Estonia meets all of these criteria. It is poor and geographically isolated. Furthermore, more than a third of its population is Russian, a legacy of Soviet rule, and that minority, unlike that in the Crimea, has legitimate cause for complaint. …
Estonia is also a member of both the EU and NATO. If Russia is able to stir up chaos in the form of riots and unrest within a member of both organizations it will discredit them totally. It makes no sense for Europe to risk destruction to defend Estonia, less than it did over the Ukraine, but the EU and NATO are based on the lie that an attack on one is an attack on all.
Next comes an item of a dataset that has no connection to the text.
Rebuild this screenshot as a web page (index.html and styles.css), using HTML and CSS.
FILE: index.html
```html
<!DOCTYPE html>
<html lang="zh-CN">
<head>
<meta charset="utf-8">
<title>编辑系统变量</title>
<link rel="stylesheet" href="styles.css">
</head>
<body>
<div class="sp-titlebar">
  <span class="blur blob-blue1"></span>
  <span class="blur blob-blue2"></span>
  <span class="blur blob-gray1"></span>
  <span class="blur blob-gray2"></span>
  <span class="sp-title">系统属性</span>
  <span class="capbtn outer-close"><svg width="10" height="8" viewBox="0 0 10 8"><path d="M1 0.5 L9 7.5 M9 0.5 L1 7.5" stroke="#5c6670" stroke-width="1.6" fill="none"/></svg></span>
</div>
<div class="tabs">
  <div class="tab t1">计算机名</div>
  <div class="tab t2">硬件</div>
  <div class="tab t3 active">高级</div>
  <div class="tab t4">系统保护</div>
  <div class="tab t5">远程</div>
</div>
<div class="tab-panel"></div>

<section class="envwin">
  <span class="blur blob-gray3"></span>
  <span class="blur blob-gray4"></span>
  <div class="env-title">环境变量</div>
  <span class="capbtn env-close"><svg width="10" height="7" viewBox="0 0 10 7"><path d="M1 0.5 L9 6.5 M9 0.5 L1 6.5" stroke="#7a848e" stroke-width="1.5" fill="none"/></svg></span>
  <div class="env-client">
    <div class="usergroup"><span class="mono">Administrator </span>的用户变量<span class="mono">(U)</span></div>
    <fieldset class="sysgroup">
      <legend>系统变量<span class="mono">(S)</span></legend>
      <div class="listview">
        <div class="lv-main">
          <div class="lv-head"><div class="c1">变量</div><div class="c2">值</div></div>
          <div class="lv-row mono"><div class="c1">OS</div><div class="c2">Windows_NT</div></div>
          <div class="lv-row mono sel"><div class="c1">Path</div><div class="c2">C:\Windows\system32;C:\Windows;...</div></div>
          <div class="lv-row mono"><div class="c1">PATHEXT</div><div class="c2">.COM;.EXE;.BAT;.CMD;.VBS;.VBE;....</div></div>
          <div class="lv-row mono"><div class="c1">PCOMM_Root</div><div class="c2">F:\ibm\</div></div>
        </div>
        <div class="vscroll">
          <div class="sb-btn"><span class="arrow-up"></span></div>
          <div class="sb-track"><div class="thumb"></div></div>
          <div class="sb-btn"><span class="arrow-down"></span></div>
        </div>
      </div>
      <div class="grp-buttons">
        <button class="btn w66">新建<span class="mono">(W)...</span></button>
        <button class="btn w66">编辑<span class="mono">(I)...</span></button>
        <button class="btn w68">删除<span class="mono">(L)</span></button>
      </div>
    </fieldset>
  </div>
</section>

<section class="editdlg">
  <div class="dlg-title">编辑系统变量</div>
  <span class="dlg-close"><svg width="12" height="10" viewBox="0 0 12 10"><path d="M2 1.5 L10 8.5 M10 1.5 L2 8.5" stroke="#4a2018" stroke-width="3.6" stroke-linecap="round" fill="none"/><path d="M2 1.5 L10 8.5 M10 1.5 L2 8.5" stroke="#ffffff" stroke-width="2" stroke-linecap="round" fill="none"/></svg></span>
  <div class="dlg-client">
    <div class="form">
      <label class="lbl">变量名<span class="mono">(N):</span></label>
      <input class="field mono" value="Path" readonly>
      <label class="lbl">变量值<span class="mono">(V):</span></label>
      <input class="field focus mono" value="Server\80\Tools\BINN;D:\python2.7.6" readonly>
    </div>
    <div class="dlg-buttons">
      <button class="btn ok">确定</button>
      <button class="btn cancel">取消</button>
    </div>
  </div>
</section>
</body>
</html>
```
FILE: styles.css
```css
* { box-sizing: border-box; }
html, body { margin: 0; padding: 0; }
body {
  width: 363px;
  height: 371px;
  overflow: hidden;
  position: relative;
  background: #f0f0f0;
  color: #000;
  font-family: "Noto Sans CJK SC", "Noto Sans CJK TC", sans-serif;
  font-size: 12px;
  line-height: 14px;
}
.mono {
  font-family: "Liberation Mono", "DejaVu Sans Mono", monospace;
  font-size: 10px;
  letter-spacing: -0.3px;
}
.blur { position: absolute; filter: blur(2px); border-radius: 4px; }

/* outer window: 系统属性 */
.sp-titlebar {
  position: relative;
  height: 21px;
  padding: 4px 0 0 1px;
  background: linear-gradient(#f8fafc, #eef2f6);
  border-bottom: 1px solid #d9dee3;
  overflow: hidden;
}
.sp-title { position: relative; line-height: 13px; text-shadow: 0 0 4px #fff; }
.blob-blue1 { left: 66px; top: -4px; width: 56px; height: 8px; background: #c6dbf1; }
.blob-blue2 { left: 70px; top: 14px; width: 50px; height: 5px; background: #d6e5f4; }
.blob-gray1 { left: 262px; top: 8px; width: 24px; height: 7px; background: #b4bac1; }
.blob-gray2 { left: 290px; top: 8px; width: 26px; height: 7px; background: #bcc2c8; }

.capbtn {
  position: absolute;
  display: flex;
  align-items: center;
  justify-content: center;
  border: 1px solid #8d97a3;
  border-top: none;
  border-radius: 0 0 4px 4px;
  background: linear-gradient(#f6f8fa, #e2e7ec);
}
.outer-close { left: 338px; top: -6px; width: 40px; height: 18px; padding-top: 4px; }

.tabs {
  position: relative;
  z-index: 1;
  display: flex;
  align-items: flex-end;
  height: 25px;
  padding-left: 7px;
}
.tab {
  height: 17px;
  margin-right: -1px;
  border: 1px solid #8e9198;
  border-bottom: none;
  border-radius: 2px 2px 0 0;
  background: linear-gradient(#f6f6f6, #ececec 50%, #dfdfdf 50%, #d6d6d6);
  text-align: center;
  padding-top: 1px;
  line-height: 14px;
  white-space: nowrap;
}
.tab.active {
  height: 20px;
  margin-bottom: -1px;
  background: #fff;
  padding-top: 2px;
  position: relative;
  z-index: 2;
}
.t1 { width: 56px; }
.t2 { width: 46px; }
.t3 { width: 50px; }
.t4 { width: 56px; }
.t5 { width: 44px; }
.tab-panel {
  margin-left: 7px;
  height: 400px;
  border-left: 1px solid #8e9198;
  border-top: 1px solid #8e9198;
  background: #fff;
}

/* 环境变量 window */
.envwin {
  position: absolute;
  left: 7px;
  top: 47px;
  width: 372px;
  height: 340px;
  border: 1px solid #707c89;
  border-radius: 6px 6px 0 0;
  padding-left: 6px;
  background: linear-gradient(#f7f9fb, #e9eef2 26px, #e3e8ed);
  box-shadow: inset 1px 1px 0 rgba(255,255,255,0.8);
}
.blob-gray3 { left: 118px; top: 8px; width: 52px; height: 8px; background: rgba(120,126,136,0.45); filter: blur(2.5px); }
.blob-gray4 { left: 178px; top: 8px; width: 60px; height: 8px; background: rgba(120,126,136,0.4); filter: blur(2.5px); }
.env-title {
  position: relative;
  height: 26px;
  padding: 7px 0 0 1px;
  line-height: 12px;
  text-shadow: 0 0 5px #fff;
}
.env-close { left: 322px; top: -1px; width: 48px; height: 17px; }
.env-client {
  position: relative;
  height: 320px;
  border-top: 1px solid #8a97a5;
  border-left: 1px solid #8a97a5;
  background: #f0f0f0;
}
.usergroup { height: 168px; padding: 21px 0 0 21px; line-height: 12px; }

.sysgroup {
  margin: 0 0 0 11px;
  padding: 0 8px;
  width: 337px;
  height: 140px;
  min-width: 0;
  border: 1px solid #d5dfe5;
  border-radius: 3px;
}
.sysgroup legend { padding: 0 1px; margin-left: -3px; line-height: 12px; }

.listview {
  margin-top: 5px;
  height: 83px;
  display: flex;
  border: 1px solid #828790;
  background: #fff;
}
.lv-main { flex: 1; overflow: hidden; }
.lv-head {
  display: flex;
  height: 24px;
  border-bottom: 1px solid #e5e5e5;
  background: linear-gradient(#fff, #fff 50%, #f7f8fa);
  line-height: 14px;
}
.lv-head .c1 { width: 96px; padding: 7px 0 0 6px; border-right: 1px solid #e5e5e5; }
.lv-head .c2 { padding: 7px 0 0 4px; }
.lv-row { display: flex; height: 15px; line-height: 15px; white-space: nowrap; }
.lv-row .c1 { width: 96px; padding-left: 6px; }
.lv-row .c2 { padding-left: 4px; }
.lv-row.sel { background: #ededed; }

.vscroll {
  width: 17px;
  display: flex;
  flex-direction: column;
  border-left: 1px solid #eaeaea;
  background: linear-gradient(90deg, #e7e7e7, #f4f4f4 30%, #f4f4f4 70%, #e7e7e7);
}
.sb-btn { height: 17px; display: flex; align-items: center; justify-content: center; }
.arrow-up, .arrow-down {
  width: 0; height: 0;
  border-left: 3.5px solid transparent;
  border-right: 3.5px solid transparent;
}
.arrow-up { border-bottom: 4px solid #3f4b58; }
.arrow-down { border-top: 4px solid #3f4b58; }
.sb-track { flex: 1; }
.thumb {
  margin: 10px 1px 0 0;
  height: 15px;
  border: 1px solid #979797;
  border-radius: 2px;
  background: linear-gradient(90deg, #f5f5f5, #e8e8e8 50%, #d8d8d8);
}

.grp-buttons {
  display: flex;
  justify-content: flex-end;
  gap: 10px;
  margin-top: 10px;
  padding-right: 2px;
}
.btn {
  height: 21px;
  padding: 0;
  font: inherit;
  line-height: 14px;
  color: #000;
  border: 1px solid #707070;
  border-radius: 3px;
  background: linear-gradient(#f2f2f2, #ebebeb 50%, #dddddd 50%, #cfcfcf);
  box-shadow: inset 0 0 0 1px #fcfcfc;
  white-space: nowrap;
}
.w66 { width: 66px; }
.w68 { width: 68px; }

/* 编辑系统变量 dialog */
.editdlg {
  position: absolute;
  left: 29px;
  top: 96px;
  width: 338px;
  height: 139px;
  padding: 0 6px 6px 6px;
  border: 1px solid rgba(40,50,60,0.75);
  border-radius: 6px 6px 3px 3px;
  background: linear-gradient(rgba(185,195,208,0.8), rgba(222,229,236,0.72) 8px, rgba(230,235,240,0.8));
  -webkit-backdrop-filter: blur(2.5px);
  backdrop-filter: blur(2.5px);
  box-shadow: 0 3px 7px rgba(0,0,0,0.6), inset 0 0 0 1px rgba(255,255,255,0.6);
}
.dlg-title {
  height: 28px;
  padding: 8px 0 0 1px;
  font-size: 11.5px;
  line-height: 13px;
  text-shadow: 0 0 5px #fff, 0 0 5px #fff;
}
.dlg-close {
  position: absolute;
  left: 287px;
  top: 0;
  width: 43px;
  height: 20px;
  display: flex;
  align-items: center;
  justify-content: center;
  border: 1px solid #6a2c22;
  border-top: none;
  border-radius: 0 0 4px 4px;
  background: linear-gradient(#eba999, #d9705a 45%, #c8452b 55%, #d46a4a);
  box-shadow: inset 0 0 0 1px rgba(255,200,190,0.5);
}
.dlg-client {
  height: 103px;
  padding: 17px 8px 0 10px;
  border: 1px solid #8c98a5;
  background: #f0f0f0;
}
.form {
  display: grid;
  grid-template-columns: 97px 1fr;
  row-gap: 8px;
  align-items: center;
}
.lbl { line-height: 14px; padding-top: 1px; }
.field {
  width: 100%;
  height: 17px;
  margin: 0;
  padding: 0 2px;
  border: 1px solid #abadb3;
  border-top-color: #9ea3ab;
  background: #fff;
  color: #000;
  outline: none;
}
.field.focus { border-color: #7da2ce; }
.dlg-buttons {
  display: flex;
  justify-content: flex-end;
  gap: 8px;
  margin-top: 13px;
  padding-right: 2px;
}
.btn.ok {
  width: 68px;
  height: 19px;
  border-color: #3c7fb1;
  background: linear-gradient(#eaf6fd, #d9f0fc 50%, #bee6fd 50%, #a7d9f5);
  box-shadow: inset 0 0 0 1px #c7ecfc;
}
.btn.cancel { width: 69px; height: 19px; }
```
Putin’s goal is to exploit this as a lie; Estonia is Verdun, a strategically worthless target that political factors forced the French army to defend to the death. In this case, it’s Putin’s goal to draw NATO and the EU into a battle not of armies, but of political capital, and to destroy that capital in the open fields of the Baltic shore.
No magic will fix that, and no magical thinking is useful either. Our best bet is to make sure Putin doesn’t have the cash on hand to mount an Estonian campaign, creating another Verdun or whatever. Leave magical realism to the novelists – but even they abandoned that long ago. It never did make any sense.